*PROBLEM STATEMENT:* The data below should be printed in full, exactly, and without any of its images.

━━━━━ SUPPLIED INFORMATION

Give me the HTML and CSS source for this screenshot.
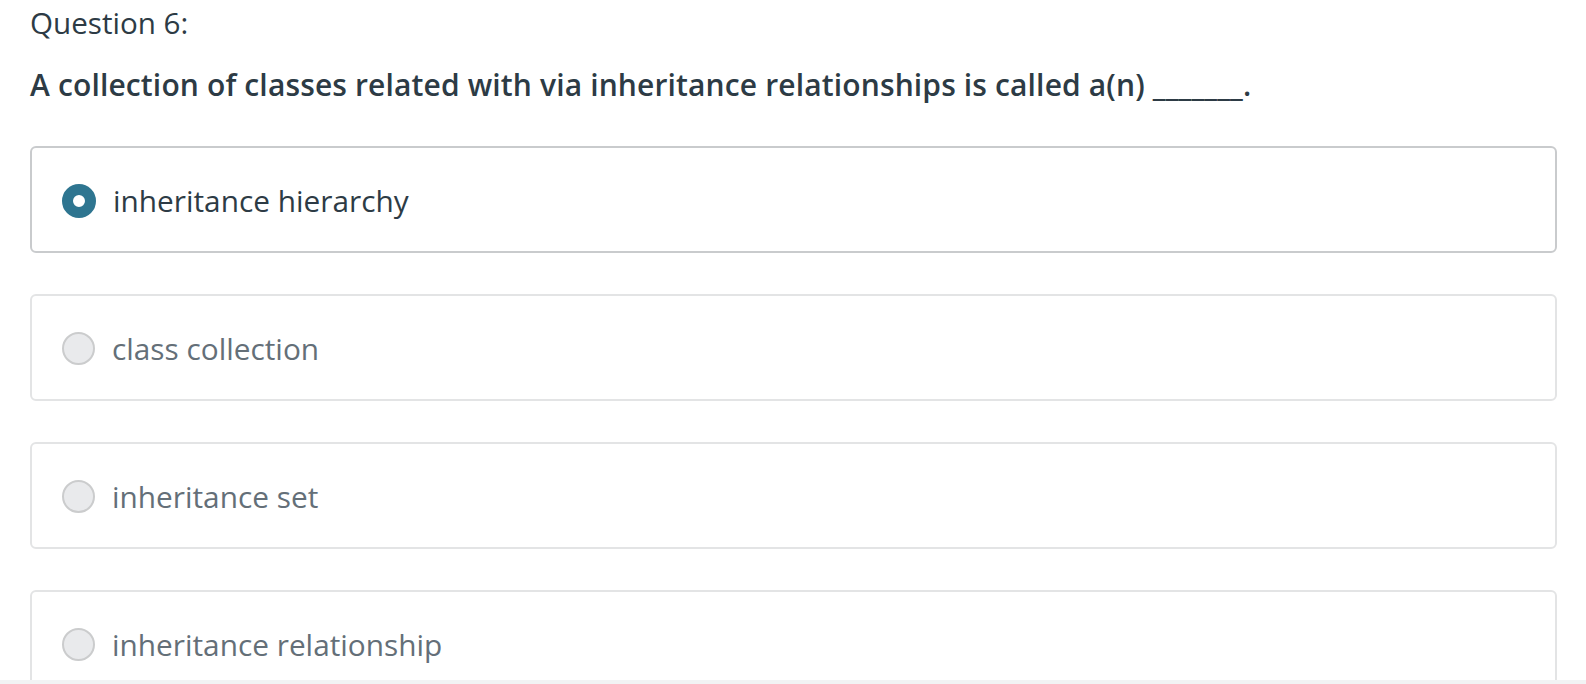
FILE: index.html
```html
<!DOCTYPE html>
<html lang="en">
<head>
<meta charset="utf-8">
<title>Question 6</title>
<link rel="stylesheet" href="styles.css">
</head>
<body>
<main class="quiz">
  <h2 class="q-label">Question 6:</h2>
  <p class="q-text">A collection of classes related with via inheritance relationships is called a(n) _______.</p>
  <div class="answers">
    <label class="answer selected">
      <span class="radio"></span>
      <span class="answer-text">inheritance hierarchy</span>
    </label>
    <label class="answer">
      <span class="radio"></span>
      <span class="answer-text">class collection</span>
    </label>
    <label class="answer">
      <span class="radio"></span>
      <span class="answer-text">inheritance set</span>
    </label>
    <label class="answer">
      <span class="radio"></span>
      <span class="answer-text">inheritance relationship</span>
    </label>
  </div>
</main>
<div class="footer-bar"></div>
</body>
</html>
```

FILE: styles.css
```css
* { box-sizing: border-box; }

html, body {
  margin: 0;
  padding: 0;
  background: #ffffff;
  overflow: hidden;
}

body {
  font-family: "Open Sans", "Liberation Sans", sans-serif;
  color: #2d3b45;
}

.quiz {
  padding: 3px 29px 0 30px;
}

.q-label {
  margin: 0;
  font-size: 29.6px;
  line-height: 40px;
  font-weight: 400;
}

.q-text {
  margin: 22px 0 0 0;
  font-size: 30px;
  line-height: 40px;
  font-weight: 600;
  letter-spacing: 0.14px;
}

.answers {
  margin-top: 41px;
  display: flex;
  flex-direction: column;
  gap: 41px;
}

.answer {
  display: flex;
  align-items: center;
  gap: 17px;
  height: 107px;
  padding: 2px 30px 0;
  border: 2px solid #e3e4e5;
  border-radius: 6px;
  background: #ffffff;
}

.answer.selected {
  border-color: #c9cbcd;
}

.radio {
  flex: none;
  width: 33px;
  height: 33px;
  border-radius: 50%;
  background: #e9eaec;
  border: 2px solid #cbcccd;
}

.answer.selected .radio {
  width: 34px;
  height: 34px;
  background: #ffffff;
  border: 11px solid #2e7590;
}

.answer-text {
  font-size: 29.8px;
  line-height: 40px;
  color: #646f78;
}

.answer.selected .answer-text {
  color: #2d3b45;
}

.footer-bar {
  position: fixed;
  left: 0;
  right: 0;
  bottom: 0;
  height: 4px;
  background: #f2f3f4;
}
```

━━━━━━━━━━

*TASK RESPONSE:*
Give me the HTML and CSS source for this screenshot.
FILE: index.html
```html
<!DOCTYPE html>
<html lang="en">
<head>
<meta charset="utf-8">
<title>Question 6</title>
<link rel="stylesheet" href="styles.css">
</head>
<body>
<main class="quiz">
  <h2 class="q-label">Question 6:</h2>
  <p class="q-text">A collection of classes related with via inheritance relationships is called a(n) _______.</p>
  <div class="answers">
    <label class="answer selected">
      <span class="radio"></span>
      <span class="answer-text">inheritance hierarchy</span>
    </label>
    <label class="answer">
      <span class="radio"></span>
      <span class="answer-text">class collection</span>
    </label>
    <label class="answer">
      <span class="radio"></span>
      <span class="answer-text">inheritance set</span>
    </label>
    <label class="answer">
      <span class="radio"></span>
      <span class="answer-text">inheritance relationship</span>
    </label>
  </div>
</main>
<div class="footer-bar"></div>
</body>
</html>
```

FILE: styles.css
```css
* { box-sizing: border-box; }

html, body {
  margin: 0;
  padding: 0;
  background: #ffffff;
  overflow: hidden;
}

body {
  font-family: "Open Sans", "Liberation Sans", sans-serif;
  color: #2d3b45;
}

.quiz {
  padding: 3px 29px 0 30px;
}

.q-label {
  margin: 0;
  font-size: 29.6px;
  line-height: 40px;
  font-weight: 400;
}

.q-text {
  margin: 22px 0 0 0;
  font-size: 30px;
  line-height: 40px;
  font-weight: 600;
  letter-spacing: 0.14px;
}

.answers {
  margin-top: 41px;
  display: flex;
  flex-direction: column;
  gap: 41px;
}

.answer {
  display: flex;
  align-items: center;
  gap: 17px;
  height: 107px;
  padding: 2px 30px 0;
  border: 2px solid #e3e4e5;
  border-radius: 6px;
  background: #ffffff;
}

.answer.selected {
  border-color: #c9cbcd;
}

.radio {
  flex: none;
  width: 33px;
  height: 33px;
  border-radius: 50%;
  background: #e9eaec;
  border: 2px solid #cbcccd;
}

.answer.selected .radio {
  width: 34px;
  height: 34px;
  background: #ffffff;
  border: 11px solid #2e7590;
}

.answer-text {
  font-size: 29.8px;
  line-height: 40px;
  color: #646f78;
}

.answer.selected .answer-text {
  color: #2d3b45;
}

.footer-bar {
  position: fixed;
  left: 0;
  right: 0;
  bottom: 0;
  height: 4px;
  background: #f2f3f4;
}
```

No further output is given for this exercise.